Since then, she’s seen how awareness of human trafficking has increased in the Halton area. “A lot of education has been done, so that’s how it’s improved. As far as education, and working with the police and doctors, nurses, there’s more awareness today,” said LeFrancois. “With more awareness, there’s more expectations of society to be doing something to stop it.”
Pompilii said Halton needs more inclusive shelters that operate from a harm reduction approach. Harm reduction focuses on a zero-judgement environment where people get options based on what they actually need not what a social worker thinks they need. For example, Pompilii said, if a sex worker is looking for support, a harm reduction approach may provide them with contraception, food and access to testing for sexual transmitted diseases instead of trying to get them to stop doing sex work.
“Survivors are the experts of their own story,” said Pompilii.
Never ending support
Fiddes will receive calls from people she hasn’t heard from in weeks and is ready to jump right back into their lives and help them however they need. One morning, Fiddes was in her home office trying to describe what a typical day looks like, when her phone buzzed. It was a woman who’d been the victim of human trafficking that Fiddes used to work with but had not heard from in months.
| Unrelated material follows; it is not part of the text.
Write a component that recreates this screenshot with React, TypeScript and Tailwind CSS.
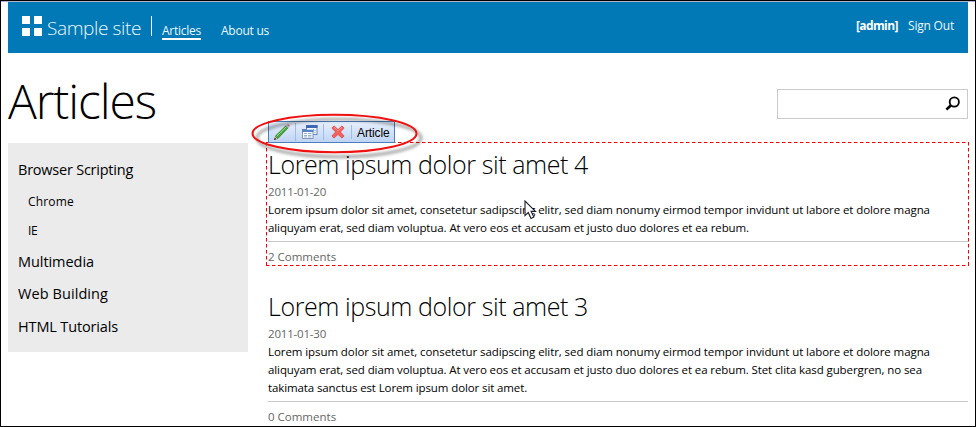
import type { ReactNode } from "react";

function Logo() {
  return (
    <div className="mt-[14px] grid h-5 w-5 grid-cols-2 gap-1">
      <i className="bg-white" />
      <i className="bg-white" />
      <i className="bg-white" />
      <i className="bg-white" />
    </div>
  );
}

function Header() {
  return (
    <header className="flex h-[51px] items-start bg-[#0079b6] pl-[14px] pr-[14px] text-[12px] leading-5 text-[#eef7fc]">
      <Logo />
      <div className="ml-[5px] mt-[12px] w-[95px] text-[19px] font-light leading-7 tracking-[-0.38px]">Sample site</div>
      <div className="ml-[9px] mt-[14px] h-5 w-px bg-white" />
      <nav className="ml-[10px] mt-[19px] flex">
        <a className="h-[19px] w-[39px] border-b-2 border-white tracking-[-0.25px]">Articles</a>
        <a className="ml-5 tracking-[-0.25px]">About us</a>
      </nav>
      <div className="ml-auto mt-[14px] flex">
        <span className="w-[52px] font-bold tracking-[-0.62px] text-white">[admin]</span>
        <span className="w-[46px] tracking-[-0.2px]">Sign Out</span>
      </div>
    </header>
  );
}

function SearchIcon() {
  return (
    <svg width="16" height="16" viewBox="0 0 16 16" fill="none" stroke="#000">
      <circle cx="9.3" cy="6" r="4.6" strokeWidth="1.8" />
      <path d="M6 9.3L1.4 13.6" strokeWidth="2.6" />
    </svg>
  );
}

function Sidebar() {
  return (
    <aside className="flex h-[209px] w-[240px] shrink-0 flex-col bg-[#ebebeb] pl-[10px] pt-[17px] text-[14.5px] leading-5 text-black">
      <a className="tracking-[-0.23px]">Browser Scripting</a>
      <a className="ml-[10px] mt-[12px] text-[12px] leading-5 tracking-[0.15px]">Chrome</a>
      <a className="ml-[10px] mt-[9px] text-[12px] leading-5 tracking-[-0.3px]">IE</a>
      <a className="mt-[11px] tracking-[-0.06px]">Multimedia</a>
      <a className="mt-3 tracking-[0.08px]">Web Building</a>
      <a className="mt-[13px] tracking-[-0.15px]">HTML Tutorials</a>
    </aside>
  );
}

function Article({ title, date, comments, children }: { title: string; date: string; comments: string; children: ReactNode }) {
  return (
    <article className="w-[700px] whitespace-nowrap text-[11.5px] leading-[18px] text-black">
      <h2 className="-mt-px text-[25px] font-light leading-[34px] tracking-[-0.41px]">{title}</h2>
      <div className="mt-[2px] tracking-[-0.2px] text-[#666]">{date}</div>
      {children}
      <div className="mt-[4px] border-t border-[#c8c8c8] pt-[6px] text-[#666]">{comments}</div>
    </article>
  );
}

function PencilIcon() {
  return (
    <svg width="18" height="18" viewBox="0 0 18 18">
      <path d="M1 17L2.2 13.2L4.7 15.7Z" fill="#e8c690" />
      <path d="M1 17L1.8 14.4L3.6 16.2Z" fill="#222" />
      <path d="M2.2 13.2L12.8 2.8L15.1 4.9L4.7 15.7Z" fill="#46a83c" stroke="#28702a" strokeWidth=".6" />
      <path d="M3.6 13.4L13.4 3.7" stroke="#96dc80" strokeWidth="1" />
      <path d="M12.8 2.8L13.8 1.8L16.1 3.9L15.1 4.9Z" fill="#b8b8c0" />
      <path d="M13.8 1.8Q15 .8 16.1 1.8Q17.2 2.8 16.1 3.9Z" fill="#c07078" />
    </svg>
  );
}

function WindowsIcon() {
  return (
    <svg width="16" height="16" viewBox="0 0 16 16">
      <rect x="4.5" y="1.5" width="10.5" height="9" fill="#f4f8ff" stroke="#6686b8" />
      <path d="M4 1H15.5V4H4Z" fill="#3e68b4" />
      <path d="M12 6.5H14M12 8.5H14" stroke="#b4c6e2" />
      <rect x=".5" y="5.5" width="10.5" height="9" fill="#f8fbff" stroke="#8298ba" />
      <path d="M0 5H11.5V8H0Z" fill="#5b83c5" />
      <path d="M5 5.5H11" stroke="#c4d6f0" />
      <path d="M2 9.5H5M6 9.5H9.5M2 11.5H5M6 11.5H9.5M2 13H5M6 13H9.5" stroke="#9cb0cf" />
    </svg>
  );
}

function DeleteIcon() {
  return (
    <svg width="14" height="14" viewBox="0 0 14 14">
      <path d="M3 .9L7 4.6L11 .9L13.1 3L9.4 7L13.1 11L11 13.1L7 9.4L3 13.1L.9 11L4.6 7L.9 3Z" fill="#f4605c" stroke="#e04444" strokeWidth=".8" strokeLinejoin="round" />
      <path d="M3 2.3L7 6L11 2.3" fill="none" stroke="#ff9a90" strokeWidth=".9" />
    </svg>
  );
}

function Toolbar() {
  return (
    <div className="absolute left-[2px] top-[-21px] flex h-[22px] w-[127px] items-center border border-[#4a80bd] bg-linear-to-b from-[#e6effd] via-[#d3e2f9] to-[#bfd4f4]">
      <span className="flex w-[27px] justify-center border-r border-[#9dbce6]"><PencilIcon /></span>
      <span className="flex w-[28px] justify-center border-r border-[#9dbce6]"><WindowsIcon /></span>
      <span className="flex w-[28px] justify-center border-r border-[#9dbce6]"><DeleteIcon /></span>
      <span className="ml-[5px] mt-px font-['Liberation_Sans',Arial,sans-serif] text-[12px] leading-4 tracking-[-0.1px] text-black">Article</span>
    </div>
  );
}

function DashedOutline() {
  return (
    <svg className="absolute left-0 top-0" width="703" height="124" viewBox="0 0 703 124" fill="none" stroke="#ff0000" strokeDasharray="3.5 2.5">
      <path d="M0 .5H703M0 123.5H703M.5 0V124M702.5 0V124" />
    </svg>
  );
}

function Highlight() {
  return (
    <svg className="absolute left-[-20px] top-[-33px]" width="180" height="56" viewBox="0 0 180 56" fill="none">
      <defs>
        <filter id="soft" x="-10%" y="-20%" width="120%" height="150%">
          <feGaussianBlur stdDeviation="1.8" />
        </filter>
      </defs>
      <ellipse cx="93" cy="29" rx="82" ry="18.7" stroke="#000" strokeOpacity=".34" strokeWidth="3" filter="url(#soft)" />
      <ellipse cx="88.5" cy="24.5" rx="82" ry="18.7" stroke="#f01010" strokeWidth="2" />
    </svg>
  );
}

function Cursor() {
  return (
    <svg className="absolute left-[258px] top-[58px]" width="14" height="21" viewBox="0 0 14 21">
      <path d="M1 1V15.6L4.3 12.5L7 18.4L9.8 17.1L7.1 11.4H11.5Z" fill="#fff" stroke="#1c1c30" strokeWidth="1.1" />
    </svg>
  );
}

export default function App() {
  return (
    <div className="h-[427px] w-[976px] overflow-hidden border border-black bg-white pl-[7px] pr-[7px] font-['Open_Sans','Noto_Sans',sans-serif]">
      <div className="-ml-[7px] -mr-[7px] h-px bg-[#b5b5c9]" />
      <Header />
      <div className="flex h-[90px] items-start justify-between pt-[18px]">
        <h1 className="text-[48px] font-light leading-[60px] tracking-[-1.1px] text-black">Articles</h1>
        <div className="mt-[18px] flex h-[30px] w-[191px] items-center justify-end border border-[#ccc] pr-[6px]">
          <SearchIcon />
        </div>
      </div>
      <div className="flex">
        <Sidebar />
        <main className="ml-[18px] -mt-px flex flex-col">
          <div className="relative h-[124px] w-[703px] pl-[2px] pt-[6px]">
            <Article title="Lorem ipsum dolor sit amet 4" date="2011-01-20" comments="2 Comments">
              <p className="tracking-[-0.08px]">Lorem ipsum dolor sit amet, consetetur sadipscing elitr, sed diam nonumy eirmod tempor invidunt ut labore et dolore magna</p>
              <p className="tracking-[-0.1px]">aliquyam erat, sed diam voluptua. At vero eos et accusam et justo duo dolores et ea rebum.</p>
            </Article>
            <DashedOutline />
            <Toolbar />
            <Highlight />
            <Cursor />
          </div>
          <div className="pl-[2px] pt-6">
            <Article title="Lorem ipsum dolor sit amet 3" date="2011-01-30" comments="0 Comments">
              <p className="tracking-[-0.08px]">Lorem ipsum dolor sit amet, consetetur sadipscing elitr, sed diam nonumy eirmod tempor invidunt ut labore et dolore magna</p>
              <p className="tracking-[-0.104px]">aliquyam erat, sed diam voluptua. At vero eos et accusam et justo duo dolores et ea rebum. Stet clita kasd gubergren, no sea</p>
              <p className="tracking-[-0.11px]">takimata sanctus est Lorem ipsum dolor sit amet.</p>
            </Article>
          </div>
        </main>
      </div>
    </div>
  );
}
That’s not uncommon, she said. People will often stop reaching out and answering when SAVIS calls, but SAVIS is always ready for them if they need help again. Fiddes discovered the woman had been in prison, which is why she hadn’t responded to SAVIS’ calls. After her release she reached out to Fiddes for help finding somewhere to temporarily live. “I did some calls to get some shelter for her out in Niagara because it’s not safe for her to be in this area,” said Fiddes.
As she hangs up the phone with the shelter in Niagara, Fiddes returned to describing her typical day. “A typical day,” she laughed, “just not typical at all.”